Suggested: There are also unique advantages to developing neurotech in Japan. Japan’s indigenous religion, Shintoism, teaches that there are spirits inhabiting all things, from mountains to pencils. This is in contrast to Abrahamic religions, which place humans as special beings above others. This acceptance of objects as potentially "alive" is thought to contribute to Japan's openness to advanced technologies, including robotics.
When growing up, it was a dream of mine to visit Japan, the land of technology. My interest in robotics started at a young age, inspired by the Honda ASIMO humanoid robot - a robot that inspired many current roboticists around the world. And even now, even if Japan isn’t seen as being at the cutting edge of all technology, the public sentiment towards advanced technology is very positive. Here, the most famous fictional robot is Doraemon, not the Terminator. In Japan, robots are seen as co-existing with and helping humanity, whereas in the West, fiction often portrays robots as the enemy of humans. And neurotech plays a large role in several popular manga, such as Ghost in the Shell and Sword Art Online, so if you want to deploy robots or BMI in society, this is the place to be.
What do you see as the killer apps of neurotech?
In the short term, the team hopes that building brain-robot interfaces will aid with everyday tasks for those with severe physical disabilities.

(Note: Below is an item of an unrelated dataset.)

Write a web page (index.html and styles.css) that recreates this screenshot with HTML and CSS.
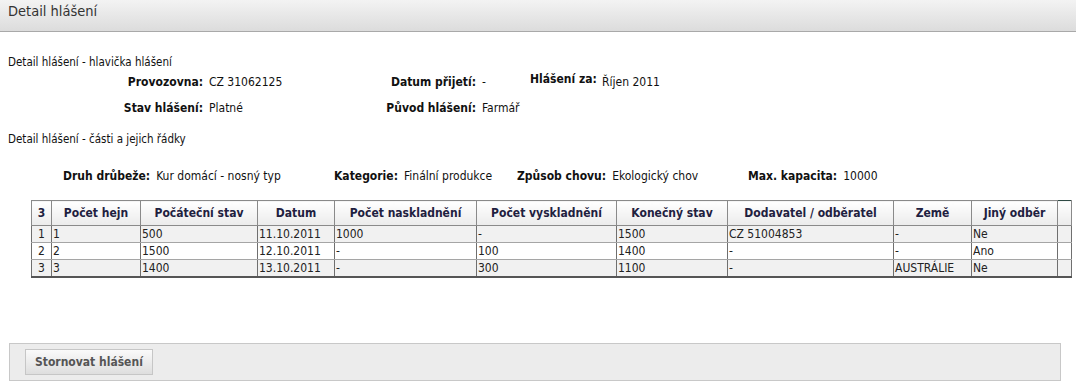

Any increase in what they can do represents a massive quality of life improvement. Being able to operate a computer easily is one jump in autonomy, but being able to operate a physical robot would represent another step change in what they could do.
Further in the future, Kai envisions a society where healthy people opt for neural implants as a way to measure biomarkers.
Step one is being able to monitor how our brains are functioning. Step two - being able to control objects in the physical world using our brain - that would certainly be an exciting future.